At the annual meeting of the American Association for the Study of Liver Diseases in San Francisco on 6 November, Pharmasset also presented data from their latest phase 2 trial, which tested once-daily dosing of PSI-7977 plus ribavirin in 40 people with or without interferon therapy. Even in the trial arm without interferon, all ten study subjects were cured of their infection after 12 weeks, the company reported. Also at the November meeting, Germany's Boehringer Ingelheim, Denmark's Santaris Pharma, Switzerland's Novartis and Georgia state's Inhibitex presented similarly positive phase 2 data from their own interferon-free regimens. A handful of other companies have other experimental drugs in the interferon-free pipeline, too (see 'Have no interferon').
Even Roche-the maker of Pegasys, the leading interferon used in HCV, with global sales approaching $2 billion last year-may be looking to developing an interferon-free product. On 17 October, the Swiss drug giant announced that it had purchased Anadys Pharmaceuticals, a San Diego-based drugmaker with a polymerase inhibitor called setrobuvir in phase 2 development, for about $230 million.
Running interferons
Richard Smith, Pharmasset's vice president of investor relations and corporate communications, likens the development of the latest generation of HCV therapies to what happened with HIV treatment protocols in the 1990s. "With the early HIV drugs, patients were taking eight or ten pills a day; now they have much more simplified regimens," he says. "We think that hepatitis C treatments will go the same way and start to move from combinations of interferon and all these other drugs toward a simplified treatment regimen."
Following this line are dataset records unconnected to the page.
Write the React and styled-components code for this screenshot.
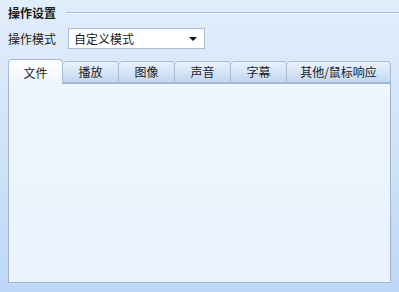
import React, { useState } from "react";
import styled, { createGlobalStyle } from "styled-components";

const GlobalStyle = createGlobalStyle`
  html, body {
    margin: 0;
    padding: 0;
    height: 100%;
  }
  body {
    font-family: "Noto Sans CJK SC", "Liberation Sans", sans-serif;
    font-size: 12px;
    color: #1c1c1c;
    background: linear-gradient(to bottom, #e2edfb 0%, #d2e4f8 45%, #bdd8f6 100%);
  }
  #root {
    height: 100%;
  }
`;

const Page = styled.div`
  width: 399px;
  height: 292px;
  box-sizing: border-box;
  padding: 5px 8px 0 8px;
  display: flex;
  flex-direction: column;
`;

const Header = styled.div`
  display: flex;
  align-items: center;
  height: 16px;
  gap: 10px;
`;

const Title = styled.div`
  font-weight: bold;
  font-size: 12px;
  line-height: 16px;
  color: #1a1a1a;
`;

const Rule = styled.div`
  flex: 1;
  height: 1px;
  background: #a8bdd6;
  border-bottom: 1px solid #f4f8fd;
  margin-right: -8px;
`;

const ModeRow = styled.div`
  display: flex;
  align-items: center;
  margin-top: 7px;
  height: 21px;
`;

const Label = styled.div`
  width: 60px;
  line-height: 21px;
`;

const Select = styled.div`
  width: 137px;
  height: 21px;
  box-sizing: border-box;
  border: 1px solid #a9bdd4;
  background: #ffffff;
  display: flex;
  align-items: center;
  justify-content: space-between;
  padding: 0 7px 0 5px;
`;

const Arrow = styled.span`
  width: 0;
  height: 0;
  border-left: 4px solid transparent;
  border-right: 4px solid transparent;
  border-top: 4px solid #111;
  margin-top: 1px;
`;

const TabStrip = styled.div`
  display: flex;
  align-items: flex-end;
  margin-top: 10px;
  height: 24px;
  position: relative;
  z-index: 1;
`;

const Tab = styled.div`
  box-sizing: border-box;
  width: ${(p) => p.$w}px;
  height: ${(p) => (p.$active ? 25 : 22)}px;
  margin-bottom: ${(p) => (p.$active ? -1 : 0)}px;
  border: 1px solid #a6bcd5;
  border-bottom: ${(p) => (p.$active ? "none" : "1px solid #a6bcd5")};
  border-left: ${(p) => (p.$first || p.$active ? "1px solid #a6bcd5" : "none")};
  border-radius: 4px 4px 0 0;
  background: ${(p) =>
    p.$active
      ? "linear-gradient(to bottom, #ffffff 0%, #f6f9fe 60%, #eef5fe 100%)"
      : "linear-gradient(to bottom, #eaf2fc 0%, #d6e5f7 50%, #c2d7f1 100%)"};
  display: flex;
  align-items: center;
  justify-content: center;
  line-height: 20px;
  padding-top: ${(p) => (p.$active ? 1 : 0)}px;
  color: #1c1c1c;
  cursor: default;
`;

const Panel = styled.div`
  width: 383px;
  height: 200px;
  box-sizing: border-box;
  border: 1px solid #9fb5cd;
  background: linear-gradient(to bottom, #eef5fe 0%, #eaf3fe 100%);
`;

const tabs = [
  { label: "文件", w: 55 },
  { label: "播放", w: 56 },
  { label: "图像", w: 56 },
  { label: "声音", w: 56 },
  { label: "字幕", w: 56 },
  { label: "其他/鼠标响应", w: 104 },
];

export default function App() {
  const [active, setActive] = useState(0);
  return (
    <>
      <GlobalStyle />
      <Page>
        <Header>
          <Title>操作设置</Title>
          <Rule />
        </Header>
        <ModeRow>
          <Label>操作模式</Label>
          <Select>
            <span>自定义模式</span>
            <Arrow />
          </Select>
        </ModeRow>
        <TabStrip>
          {tabs.map((t, i) => (
            <Tab
              key={t.label}
              $w={t.w}
              $first={i === 0}
              $active={i === active}
              onClick={() => setActive(i)}
            >
              {t.label}
            </Tab>
          ))}
        </TabStrip>
        <Panel />
      </Page>
    </>
  );
}
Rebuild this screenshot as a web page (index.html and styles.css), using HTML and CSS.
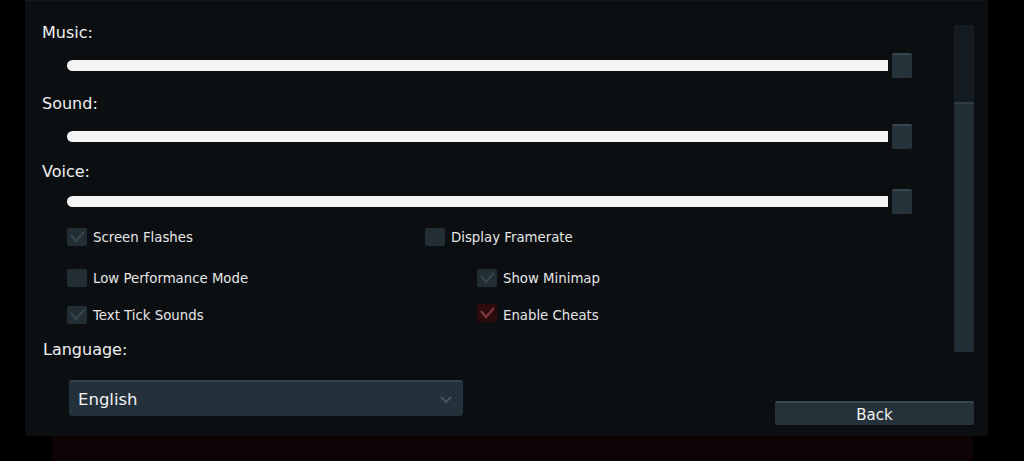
FILE: index.html
```html
<!DOCTYPE html>
<html>
<head>
    <meta charset="UTF-8">
    <title>Options</title>
    <link rel="stylesheet" href="styles.css">
</head>
<body>

<div id="options">
    <div class="settings">
        <div class="label">Music:</div>
        <div class="slider first"><div class="track"></div><div class="handle"></div></div>

        <div class="label sound">Sound:</div>
        <div class="slider"><div class="track"></div><div class="handle"></div></div>

        <div class="label voice">Voice:</div>
        <div class="slider last"><div class="track"></div><div class="handle"></div></div>

        <div class="toggles">
            <div class="row first">
                <label class="toggle"><span class="box checked"><svg viewBox="0 0 20 18"><polyline points="4,7 9,13 17,4" /></svg></span>Screen Flashes</label>
                <label class="toggle right near"><span class="box"></span>Display Framerate</label>
            </div>
            <div class="row second">
                <label class="toggle"><span class="box"></span>Low Performance Mode</label>
                <label class="toggle right"><span class="box checked"><svg viewBox="0 0 20 18"><polyline points="4,7 9,13 17,4" /></svg></span>Show Minimap</label>
            </div>
            <div class="row third">
                <label class="toggle"><span class="box checked"><svg viewBox="0 0 20 18"><polyline points="4,7 9,13 17,4" /></svg></span>Text Tick Sounds</label>
                <label class="toggle right"><span class="box checked cheat"><svg viewBox="0 0 20 18"><polyline points="4,7 9,13 17,4" /></svg></span>Enable Cheats</label>
            </div>
        </div>

        <div class="label language">Language:</div>
    </div>

    <div class="scrollbar"><div class="thumb"></div></div>

    <div class="footer">
        <div class="dropdown">
            <span>English</span>
            <svg class="chevron" viewBox="0 0 14 10"><polyline points="2,2 7,7 12,2" /></svg>
        </div>
        <button class="back">Back</button>
    </div>
</div>
<div id="backdrop"></div>

</body>
</html>
```

FILE: styles.css
```css
html, body {
    margin: 0;
    height: 461px;
    overflow: hidden;
    background: #000;
    font-family: "DejaVu Sans", sans-serif;
    color: #efefef;
}

#options {
    margin-left: 25px;
    width: 963px;
    height: 436px;
    box-sizing: border-box;
    padding-right: 14px;
    background: #0c0f12;
    border-top: 1px solid #14181c;
    border-radius: 0 0 3px 3px;
    box-shadow: 0 2px 6px rgba(0, 0, 0, 0.8);
    display: grid;
    grid-template-columns: 1fr 20px;
    align-content: start;
}

#backdrop {
    margin-left: 52px;
    width: 921px;
    height: 25px;
    background: #0d0305;
}

.settings {
    padding: 23px 0 0 17px;
}

.label {
    font-size: 16px;
    line-height: 18px;
}

.label.sound {
    margin-top: 17px;
}

.label.voice {
    margin-top: 14px;
}

.label.language {
    margin: 16px 0 0 1px;
}

.slider {
    margin: 11px 0 0 25px;
    width: 845px;
    height: 25px;
    display: flex;
    align-items: center;
}

.slider.last {
    margin-top: 8px;
}

.slider .track {
    flex: 1;
    height: 11px;
    background: #f4f4f4;
    border-radius: 6px 0 0 6px;
}

.slider .handle {
    margin-left: 4px;
    width: 20px;
    height: 23px;
    background: #27333a;
    border-top: 2px solid #37454d;
    border-radius: 2px;
}

/* checkbox rows */
.toggles {
    margin-left: 25px;
}

.row {
    display: flex;
    height: 20px;
    align-items: center;
}

.row.first {
    margin-top: 13px;
}

.row.second {
    margin-top: 21px;
}

.row.third {
    margin-top: 17px;
}

.toggle {
    display: flex;
    align-items: center;
    width: 358px;
    font-size: 13.3px;
    color: #e6e6e6;
}

.toggle.right {
    margin-left: 52px;
}

.toggle.right.near {
    margin-left: 0;
}

.box {
    width: 20px;
    height: 18px;
    margin-right: 6px;
    background: #222d34;
    border-radius: 2px;
}

.box svg {
    display: block;
    width: 20px;
    height: 18px;
}

.box polyline {
    fill: none;
    stroke: #36454e;
    stroke-width: 2.2;
}

.box.cheat {
    background: #2c0b0d;
    margin-top: -5px;
}

.box.cheat polyline {
    stroke: #7a3838;
}

/* scrollbar */
.scrollbar {
    margin-top: 24px;
    height: 327px;
    background: #151c21;
    border-radius: 2px;
    display: flex;
    flex-direction: column;
    justify-content: flex-end;
}

.scrollbar .thumb {
    height: 248px;
    background: #222e35;
    border-top: 2px solid #2f3c44;
    border-radius: 2px;
}

/* language + back */
.footer {
    grid-column: 1 / 3;
    margin-top: 21px;
    padding-left: 44px;
    display: flex;
    justify-content: space-between;
    align-items: flex-start;
}

.dropdown {
    width: 394px;
    height: 36px;
    box-sizing: border-box;
    padding: 1px 10px 0 9px;
    background: #24313a;
    border-top: 2px solid #33424b;
    border-radius: 3px;
    display: flex;
    align-items: center;
    justify-content: space-between;
    font-size: 16.5px;
    color: #f2f2f2;
}

.chevron {
    width: 14px;
    height: 10px;
}

.chevron polyline {
    fill: none;
    stroke: #465660;
    stroke-width: 2;
}

.back {
    margin-top: 21px;
    width: 199px;
    height: 24px;
    padding: 1px 0 0;
    background: #25323a;
    border: none;
    border-top: 2px solid #3a4850;
    border-radius: 2px;
    font-family: "DejaVu Sans", sans-serif;
    font-size: 15px;
    color: #efefef;
}
```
But instead of paring down the number of drugs in the HCV cocktail, Jake Liang, chief of the Liver Diseases Branch at the US National Institute of Diabetes and Digestive and Kidney Diseases in Bethesda, Maryland, thinks combinations of multiple agents will be needed to target different aspects of viral infection and replication in order to reduce the chances of HCV developing resistance to a drug regimen. To this end, Chicago-based Abbott Laboratories is developing a four-in-one pill that includes the company's ABT-450 protease inhibitor, one of two polymerase inhibitors, ribavirin and Abbott's antiviral pill Norvir (ritonavir), which is commonly used to treat HIV. The company released interim data in October from a pair of trials with a total of 44 participants indicating complete viral clearance in around 90% of subjects. Meanwhile, Gilead Pharmaceuticals, based in Foster City, California, is also testing a four-drug combo with a similar mix of investigational agents that also includes a drug directed at the nonstructural 5A (NS5A) protein involved in viral replication.
Analysts say the race to develop the first interferon-free treatment is a race to take over the market. "With HIV, we've seen a small handful of drugs dominate the market, and it's become incredibly difficult for any new drugs to compete," says Brian Skorney, an analyst with Brean Murray, Carret & Co. in New York. "I think you'll see something similar with the hepatitis C market. Whatever drug is first able to get rid of interferon will become the market leader just by being first." And, in the short run, he says, it's a growing market. Health campaigns-led by Merck and Vertex-to diagnose new cases of HCV will probably cause prevalence to rise before it drops. And more tolerable drugs mean more patients with HCV being treated. "You'll see a pretty substantial increase in the market size once you move to an all-oral treatment," he says.